The three-album rollout, the chart flood, the Toronto imagery, the mystery, the global fan debate — it all functions like world-building. Pitchfork reported that ICEMAN, HABIBTI and MAID OF HONOUR made Drake the first artist to hold the top three spots on the Billboard 200 at the same time.
That is not just a release.
That is an ecosystem move.
Michael Jackson built global pop spectacle.
Prince built artistic mythology.
Drake built a digital kingdom where the city, the mansion, the memes, the streams and the records all feed each other.
The Scoreboard Changed
This is why the Drake versus Michael Jackson debate keeps getting heated.
Drake passed Michael Jackson on a modern Billboard scoreboard.
But Michael Jackson’s cultural impact was built in a different system.
Michael had to dominate radio, television, physical sales, video premieres, award shows, choreography, and global monoculture. Drake dominates streaming, social media, playlist behavior, fanbase volume, surprise drops, memes, and algorithmic momentum.
Both are difficult.
They are just not the same game.
So the better question is not “Did Drake pass Michael Jackson?”
The better question is:
What does passing mean when the scoreboard itself has changed?
WWETV Take
Drake is not Michael Jackson.
Drake is not Prince.
But Drake may be the modern artist most clearly positioned between those two archetypes.
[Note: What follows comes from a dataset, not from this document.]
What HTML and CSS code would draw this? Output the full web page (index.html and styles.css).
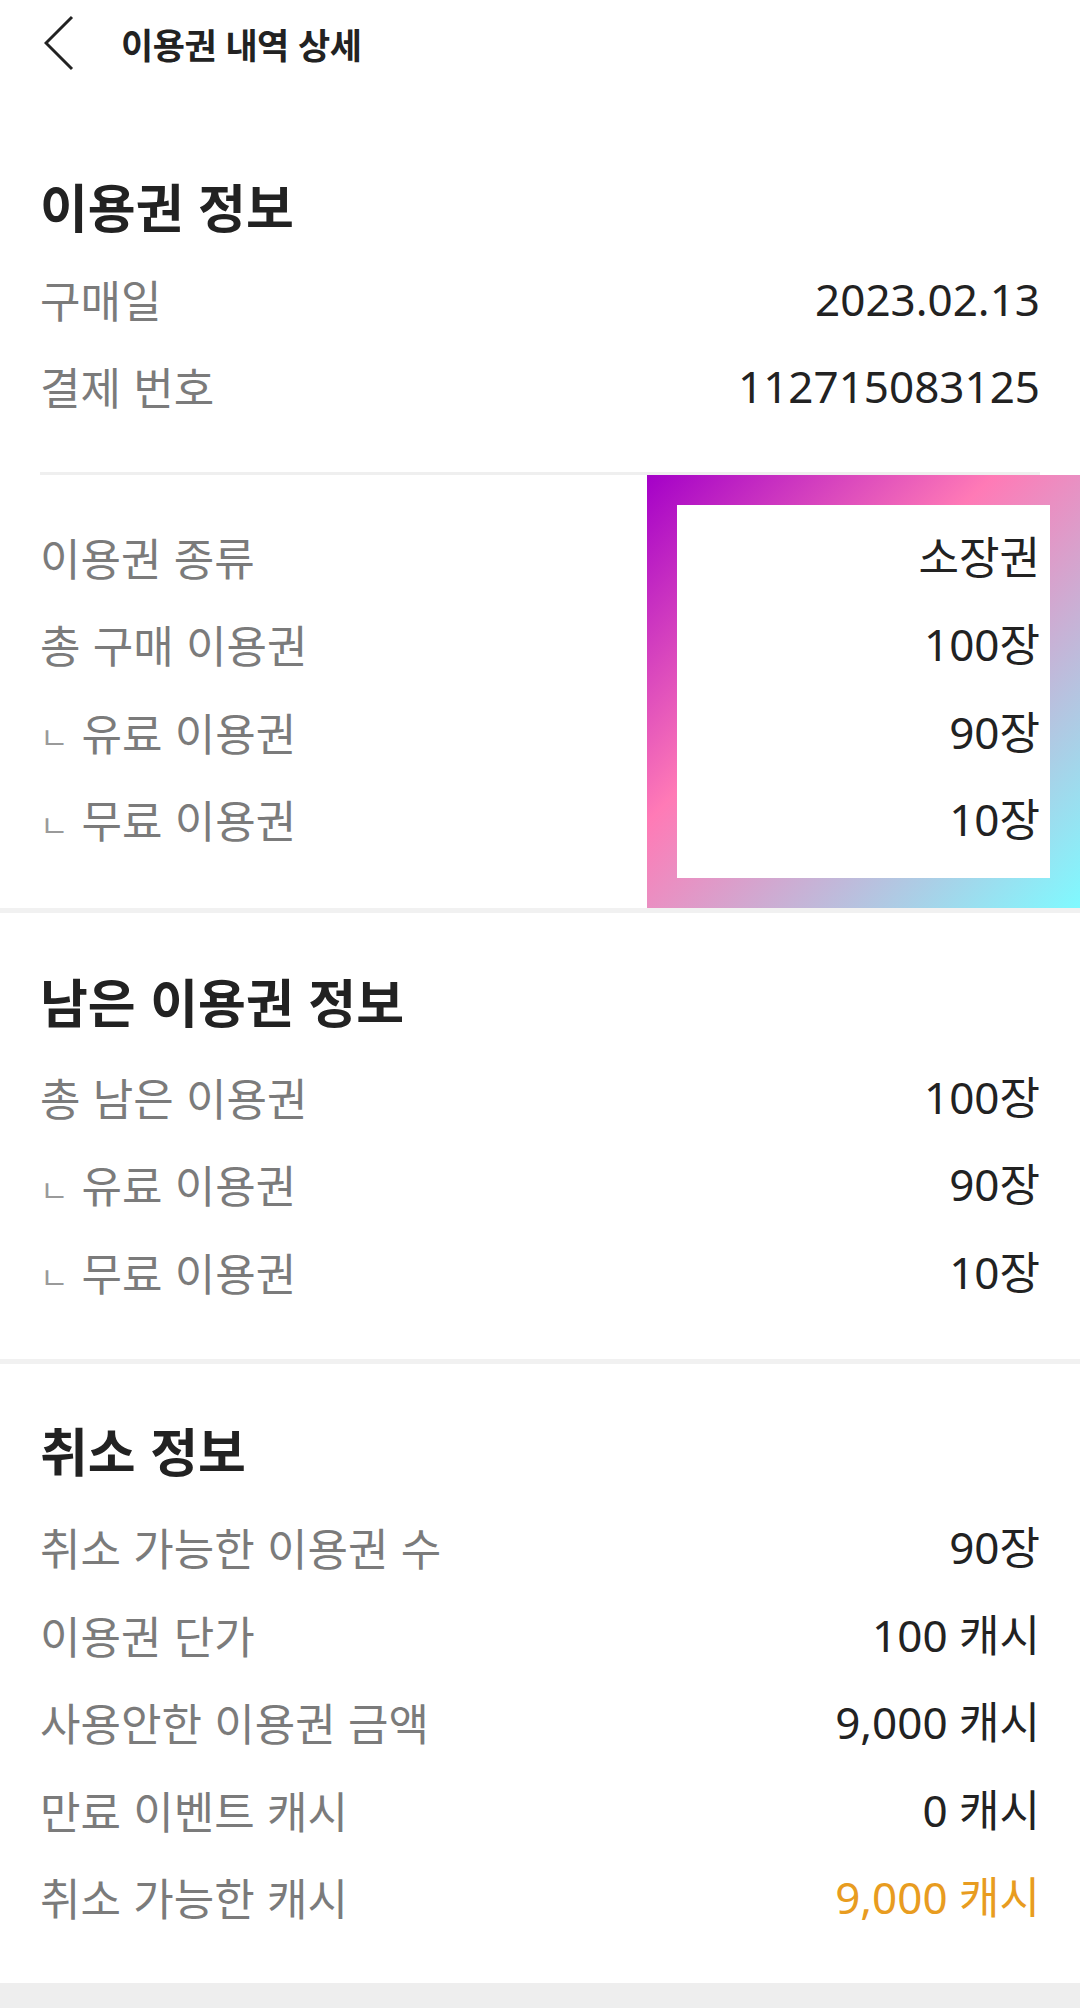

From Michael, he borrows the idea that a release should feel like an event.
From Prince, he reflects the power of mystery, ownership, symbolism and self-contained mythology.
From Toronto, he builds the kingdom.
That is what makes this moment worth discussing. Not because Drake erased Michael Jackson. Not because he became Prince. But because his ICEMAN era shows how the rules of superstardom have changed.
Michael wanted the world to look at the screen.
Prince wanted the world to chase the mystery.
Drake wants the world to live inside the rollout.
And in 2026, that might be the new scoreboard.